>>>
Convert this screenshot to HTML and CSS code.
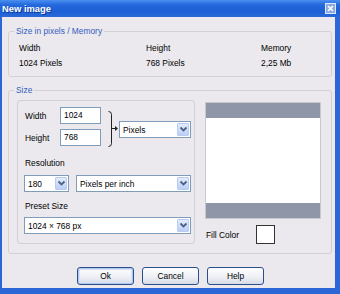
FILE: index.html
```html
<!DOCTYPE html>
<html>
<head>
    <title>New image</title>
    <link rel="stylesheet" href="styles.css">
</head>
<body>
    <div class="window">
        <div class="titlebar">
            <span class="title">New image</span>
            <span class="close">
                <svg width="9" height="9" viewBox="0 0 9 9"><path d="M2 2 L7 7 M7 2 L2 7" stroke="#fff" stroke-width="1.6"/></svg>
            </span>
        </div>

        <div class="client">
            <fieldset class="group">
                <legend>Size in pixels / Memory</legend>
                <div class="info-grid">
                    <span>Width</span>
                    <span>Height</span>
                    <span>Memory</span>
                    <span>1024 Pixels</span>
                    <span>768 Pixels</span>
                    <span>2,25 Mb</span>
                </div>
            </fieldset>

            <fieldset class="group size-group">
                <legend>Size</legend>
                <div class="size-body">
                    <div class="panel">
                        <div class="dims">
                            <div class="dim-fields">
                                <div class="dim-row">
                                    <span class="dim-label">Width</span>
                                    <span class="input">1024</span>
                                </div>
                                <div class="dim-row">
                                    <span class="dim-label">Height</span>
                                    <span class="input">768</span>
                                </div>
                            </div>
                            <svg class="bracket" width="11" height="36" viewBox="0 0 11 36">
                                <path d="M0.5 0.5 Q3.5 0.5 3.5 3.5 V32.5 Q3.5 35.5 0.5 35.5" fill="none" stroke="#222" stroke-width="1"/>
                                <path d="M3.5 17.5 H8" stroke="#222" stroke-width="1"/>
                                <path d="M7 15 L10 17.5 L7 20 Z" fill="#222"/>
                            </svg>
                            <div class="select unit-select">
                                <span class="select-text">Pixels</span>
                                <span class="drop"><svg width="9" height="7" viewBox="0 0 9 7"><path d="M1.5 1.5 L4.5 4.5 L7.5 1.5" fill="none" stroke="#4d6185" stroke-width="1.8"/></svg></span>
                            </div>
                        </div>

                        <div class="field-label res-label">Resolution</div>
                        <div class="res-row">
                            <div class="select dpi-select">
                                <span class="select-text">180</span>
                                <span class="drop"><svg width="9" height="7" viewBox="0 0 9 7"><path d="M1.5 1.5 L4.5 4.5 L7.5 1.5" fill="none" stroke="#4d6185" stroke-width="1.8"/></svg></span>
                            </div>
                            <div class="select res-unit-select">
                                <span class="select-text">Pixels per inch</span>
                                <span class="drop"><svg width="9" height="7" viewBox="0 0 9 7"><path d="M1.5 1.5 L4.5 4.5 L7.5 1.5" fill="none" stroke="#4d6185" stroke-width="1.8"/></svg></span>
                            </div>
                        </div>

                        <div class="field-label preset-label">Preset Size</div>
                        <div class="select preset-select">
                            <span class="select-text">1024 × 768 px</span>
                            <span class="drop"><svg width="9" height="7" viewBox="0 0 9 7"><path d="M1.5 1.5 L4.5 4.5 L7.5 1.5" fill="none" stroke="#4d6185" stroke-width="1.8"/></svg></span>
                        </div>
                    </div>

                    <div class="preview-col">
                        <div class="preview">
                            <div class="bar"></div>
                            <div class="bar"></div>
                        </div>
                        <div class="fill-row">
                            <span>Fill Color</span>
                            <span class="swatch"></span>
                        </div>
                    </div>
                </div>
            </fieldset>

            <div class="buttons">
                <button class="btn btn-default">Ok</button>
                <button class="btn">Cancel</button>
                <button class="btn">Help</button>
            </div>
        </div>
    </div>
</body>
</html>
```

FILE: styles.css
```css
body {
    margin: 0;
    font-family: 'Liberation Sans', Arial, sans-serif;
    font-size: 8.4px;
    color: #000;
}
.window {
    width: 340px;
    height: 294px;
    display: flex;
    flex-direction: column;
    background: #2d66d6;
}
.titlebar {
    height: 17px;
    display: flex;
    align-items: center;
    justify-content: space-between;
    padding: 0 4px 0 2px;
    background: linear-gradient(#4a8ff0, #2367dc 30%, #1d5fd6 70%, #2a6ad8);
}
.title {
    color: white;
    font-weight: bold;
    font-size: 9.4px;
    text-shadow: 1px 1px 0 #0b3a9a;
}
.close {
    width: 9px;
    height: 9px;
    display: flex;
    background: #8aa9e4;
    border: 1px solid #dfe8f8;
}
.client {
    flex: 1;
    margin: 0 5px 6px 2px;
    background: #ebe9ed;
    display: flex;
    flex-direction: column;
}
.group {
    margin: 0 3px 0 6px;
    padding: 0;
    border: 1px solid #d3d1d6;
    border-radius: 3px;
    min-width: 0;
}
.group legend {
    margin-left: 5px;
    padding: 0 2px;
    line-height: 10px;
    color: #3560c0;
}
.group:first-child {
    margin-top: 9px;
}
.info-grid {
    display: grid;
    grid-template-columns: 127px 115px 1fr;
    row-gap: 4px;
    line-height: 11px;
    padding: 7px 0 7px 10px;
}
.size-group {
    margin-top: 8px;
}
.size-body {
    display: flex;
    padding: 5px 10px 9px 8px;
}
.panel {
    width: 180px;
    box-sizing: border-box;
    border: 1px solid #d3d1d6;
    border-radius: 3px;
    padding: 6px 0 6px 6px;
}
.dims {
    display: flex;
    align-items: flex-start;
}
.dim-fields {
    display: flex;
    flex-direction: column;
    gap: 5px;
}
.dim-row {
    display: flex;
    align-items: center;
}
.dim-label {
    width: 35px;
    padding-left: 1px;
}
.input {
    width: 41px;
    height: 17px;
    box-sizing: border-box;
    border: 1px solid #7f9db9;
    background: #fff;
    padding-left: 3px;
    line-height: 15px;
}
.bracket {
    margin: 4px 0 0 7px;
}
.select {
    height: 17px;
    box-sizing: border-box;
    display: flex;
    align-items: center;
    border: 1px solid #7f9db9;
    background: #fff;
    padding-left: 3px;
}
.select-text {
    flex: 1;
    white-space: nowrap;
}
.drop {
    width: 12px;
    height: 13px;
    margin-right: 1px;
    box-sizing: border-box;
    display: flex;
    align-items: center;
    justify-content: center;
    border: 1px solid #b8cbf2;
    border-radius: 1px;
    background: linear-gradient(#e3ebfd, #bccff7);
}
.unit-select {
    width: 72px;
    margin: 14px 0 0 0;
}
.field-label {
    line-height: 11px;
    padding-left: 1px;
}
.res-label {
    margin-top: 11px;
}
.res-row {
    display: flex;
    gap: 7px;
    margin-top: 6px;
}
.dpi-select {
    width: 45px;
}
.res-unit-select {
    width: 115px;
}
.preset-label {
    margin-top: 9px;
}
.preset-select {
    width: 167px;
    margin-top: 5px;
}
.preview-col {
    margin-left: 10px;
    padding-top: 2px;
}
.preview {
    width: 116px;
    height: 117px;
    box-sizing: border-box;
    border: 1px solid #c9c8cd;
    background: #fff;
    display: flex;
    flex-direction: column;
    justify-content: space-between;
}
.bar {
    height: 15px;
    background: #8e96a8;
}
.fill-row {
    display: flex;
    align-items: center;
    margin-top: 6px;
    padding-left: 1px;
}
.fill-row span:first-child {
    width: 50px;
}
.swatch {
    width: 19px;
    height: 19px;
    box-sizing: border-box;
    border: 1px solid #333;
    background: #fff;
}
.buttons {
    display: flex;
    gap: 8px;
    margin-top: 13px;
    padding-left: 75px;
}
.btn {
    width: 57px;
    height: 18px;
    padding: 0;
    font: inherit;
    color: #000;
    border: 1px solid #2c4f8c;
    border-radius: 3px;
    background: linear-gradient(#fdfdfe, #eef0f5 55%, #d5dbe6);
}
.btn-default {
    box-shadow: inset 0 0 0 1px #b4c8ee, inset 0 0 0 2px #d6e2f8;
}
```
<<<
From the data above, write out everything exactly except the pictures.

- [Response for this exercise]:
Convert this screenshot to HTML and CSS code.
FILE: index.html
```html
<!DOCTYPE html>
<html>
<head>
    <title>New image</title>
    <link rel="stylesheet" href="styles.css">
</head>
<body>
    <div class="window">
        <div class="titlebar">
            <span class="title">New image</span>
            <span class="close">
                <svg width="9" height="9" viewBox="0 0 9 9"><path d="M2 2 L7 7 M7 2 L2 7" stroke="#fff" stroke-width="1.6"/></svg>
            </span>
        </div>

        <div class="client">
            <fieldset class="group">
                <legend>Size in pixels / Memory</legend>
                <div class="info-grid">
                    <span>Width</span>
                    <span>Height</span>
                    <span>Memory</span>
                    <span>1024 Pixels</span>
                    <span>768 Pixels</span>
                    <span>2,25 Mb</span>
                </div>
            </fieldset>

            <fieldset class="group size-group">
                <legend>Size</legend>
                <div class="size-body">
                    <div class="panel">
                        <div class="dims">
                            <div class="dim-fields">
                                <div class="dim-row">
                                    <span class="dim-label">Width</span>
                                    <span class="input">1024</span>
                                </div>
                                <div class="dim-row">
                                    <span class="dim-label">Height</span>
                                    <span class="input">768</span>
                                </div>
                            </div>
                            <svg class="bracket" width="11" height="36" viewBox="0 0 11 36">
                                <path d="M0.5 0.5 Q3.5 0.5 3.5 3.5 V32.5 Q3.5 35.5 0.5 35.5" fill="none" stroke="#222" stroke-width="1"/>
                                <path d="M3.5 17.5 H8" stroke="#222" stroke-width="1"/>
                                <path d="M7 15 L10 17.5 L7 20 Z" fill="#222"/>
                            </svg>
                            <div class="select unit-select">
                                <span class="select-text">Pixels</span>
                                <span class="drop"><svg width="9" height="7" viewBox="0 0 9 7"><path d="M1.5 1.5 L4.5 4.5 L7.5 1.5" fill="none" stroke="#4d6185" stroke-width="1.8"/></svg></span>
                            </div>
                        </div>

                        <div class="field-label res-label">Resolution</div>
                        <div class="res-row">
                            <div class="select dpi-select">
                                <span class="select-text">180</span>
                                <span class="drop"><svg width="9" height="7" viewBox="0 0 9 7"><path d="M1.5 1.5 L4.5 4.5 L7.5 1.5" fill="none" stroke="#4d6185" stroke-width="1.8"/></svg></span>
                            </div>
                            <div class="select res-unit-select">
                                <span class="select-text">Pixels per inch</span>
                                <span class="drop"><svg width="9" height="7" viewBox="0 0 9 7"><path d="M1.5 1.5 L4.5 4.5 L7.5 1.5" fill="none" stroke="#4d6185" stroke-width="1.8"/></svg></span>
                            </div>
                        </div>

                        <div class="field-label preset-label">Preset Size</div>
                        <div class="select preset-select">
                            <span class="select-text">1024 × 768 px</span>
                            <span class="drop"><svg width="9" height="7" viewBox="0 0 9 7"><path d="M1.5 1.5 L4.5 4.5 L7.5 1.5" fill="none" stroke="#4d6185" stroke-width="1.8"/></svg></span>
                        </div>
                    </div>

                    <div class="preview-col">
                        <div class="preview">
                            <div class="bar"></div>
                            <div class="bar"></div>
                        </div>
                        <div class="fill-row">
                            <span>Fill Color</span>
                            <span class="swatch"></span>
                        </div>
                    </div>
                </div>
            </fieldset>

            <div class="buttons">
                <button class="btn btn-default">Ok</button>
                <button class="btn">Cancel</button>
                <button class="btn">Help</button>
            </div>
        </div>
    </div>
</body>
</html>
```

FILE: styles.css
```css
body {
    margin: 0;
    font-family: 'Liberation Sans', Arial, sans-serif;
    font-size: 8.4px;
    color: #000;
}
.window {
    width: 340px;
    height: 294px;
    display: flex;
    flex-direction: column;
    background: #2d66d6;
}
.titlebar {
    height: 17px;
    display: flex;
    align-items: center;
    justify-content: space-between;
    padding: 0 4px 0 2px;
    background: linear-gradient(#4a8ff0, #2367dc 30%, #1d5fd6 70%, #2a6ad8);
}
.title {
    color: white;
    font-weight: bold;
    font-size: 9.4px;
    text-shadow: 1px 1px 0 #0b3a9a;
}
.close {
    width: 9px;
    height: 9px;
    display: flex;
    background: #8aa9e4;
    border: 1px solid #dfe8f8;
}
.client {
    flex: 1;
    margin: 0 5px 6px 2px;
    background: #ebe9ed;
    display: flex;
    flex-direction: column;
}
.group {
    margin: 0 3px 0 6px;
    padding: 0;
    border: 1px solid #d3d1d6;
    border-radius: 3px;
    min-width: 0;
}
.group legend {
    margin-left: 5px;
    padding: 0 2px;
    line-height: 10px;
    color: #3560c0;
}
.group:first-child {
    margin-top: 9px;
}
.info-grid {
    display: grid;
    grid-template-columns: 127px 115px 1fr;
    row-gap: 4px;
    line-height: 11px;
    padding: 7px 0 7px 10px;
}
.size-group {
    margin-top: 8px;
}
.size-body {
    display: flex;
    padding: 5px 10px 9px 8px;
}
.panel {
    width: 180px;
    box-sizing: border-box;
    border: 1px solid #d3d1d6;
    border-radius: 3px;
    padding: 6px 0 6px 6px;
}
.dims {
    display: flex;
    align-items: flex-start;
}
.dim-fields {
    display: flex;
    flex-direction: column;
    gap: 5px;
}
.dim-row {
    display: flex;
    align-items: center;
}
.dim-label {
    width: 35px;
    padding-left: 1px;
}
.input {
    width: 41px;
    height: 17px;
    box-sizing: border-box;
    border: 1px solid #7f9db9;
    background: #fff;
    padding-left: 3px;
    line-height: 15px;
}
.bracket {
    margin: 4px 0 0 7px;
}
.select {
    height: 17px;
    box-sizing: border-box;
    display: flex;
    align-items: center;
    border: 1px solid #7f9db9;
    background: #fff;
    padding-left: 3px;
}
.select-text {
    flex: 1;
    white-space: nowrap;
}
.drop {
    width: 12px;
    height: 13px;
    margin-right: 1px;
    box-sizing: border-box;
    display: flex;
    align-items: center;
    justify-content: center;
    border: 1px solid #b8cbf2;
    border-radius: 1px;
    background: linear-gradient(#e3ebfd, #bccff7);
}
.unit-select {
    width: 72px;
    margin: 14px 0 0 0;
}
.field-label {
    line-height: 11px;
    padding-left: 1px;
}
.res-label {
    margin-top: 11px;
}
.res-row {
    display: flex;
    gap: 7px;
    margin-top: 6px;
}
.dpi-select {
    width: 45px;
}
.res-unit-select {
    width: 115px;
}
.preset-label {
    margin-top: 9px;
}
.preset-select {
    width: 167px;
    margin-top: 5px;
}
.preview-col {
    margin-left: 10px;
    padding-top: 2px;
}
.preview {
    width: 116px;
    height: 117px;
    box-sizing: border-box;
    border: 1px solid #c9c8cd;
    background: #fff;
    display: flex;
    flex-direction: column;
    justify-content: space-between;
}
.bar {
    height: 15px;
    background: #8e96a8;
}
.fill-row {
    display: flex;
    align-items: center;
    margin-top: 6px;
    padding-left: 1px;
}
.fill-row span:first-child {
    width: 50px;
}
.swatch {
    width: 19px;
    height: 19px;
    box-sizing: border-box;
    border: 1px solid #333;
    background: #fff;
}
.buttons {
    display: flex;
    gap: 8px;
    margin-top: 13px;
    padding-left: 75px;
}
.btn {
    width: 57px;
    height: 18px;
    padding: 0;
    font: inherit;
    color: #000;
    border: 1px solid #2c4f8c;
    border-radius: 3px;
    background: linear-gradient(#fdfdfe, #eef0f5 55%, #d5dbe6);
}
.btn-default {
    box-shadow: inset 0 0 0 1px #b4c8ee, inset 0 0 0 2px #d6e2f8;
}
```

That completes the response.